By Deb Murphy

Mark Lacey asked that area ranchers and West Bishop residents “work together and suffer together.” Steve Stevens anticipated that request and is working toward a system that would equitably distribute the reduced flows out of the Bishop Creek drainage through the irrigation season.


At issue is a 23-percent reduction in irrigation allocations to ranchers on Los Angeles Department of Water and Power leases in the drainage. With an anticipated 50 percent of normal run-off this year, there was no choice. Lacey’s point was that Bishop Creek Water Association members should also feel some of that pain.

In a phone interview Friday, association president Stevens said his board, the Bishop Paiute Tribe, Southern California Edison and LADWP are working out a plan that will spread both the water and the pain evenly among the end users. The plan is as simple as anything else in this drought-impacted conundrum. “We’ll find out what ranchers are getting irrigation water on what days and rotate water through the BCWA members accordingly,” he said.

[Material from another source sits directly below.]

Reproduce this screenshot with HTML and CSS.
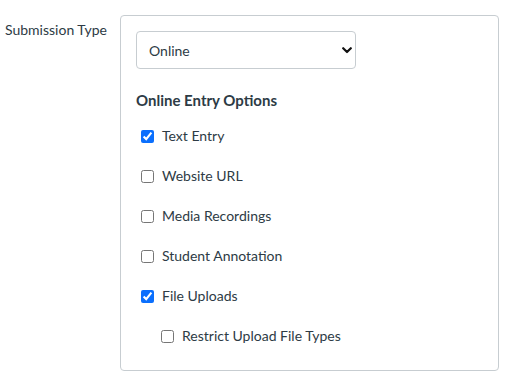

Ranchers need to build up a head of water before spreading it on the fields. Lacey pointed out Tuesday, that if the water has been reduced to a trickle after flowing through the residential areas, there isn’t enough for irrigation purposes. The BCWA members have been on a rotation system to mete out the water evenly. This rotation plan will be synced with the rancher’s irrigation schedule so no residential users will be between the ranchers’ fields and the source point during irrigation days.

“The ranchers are the backbone of this community,” Stevens said. “We need to do what’s right.” Stevens is working to convince association members to put conservation plans in place and by-pass ponds.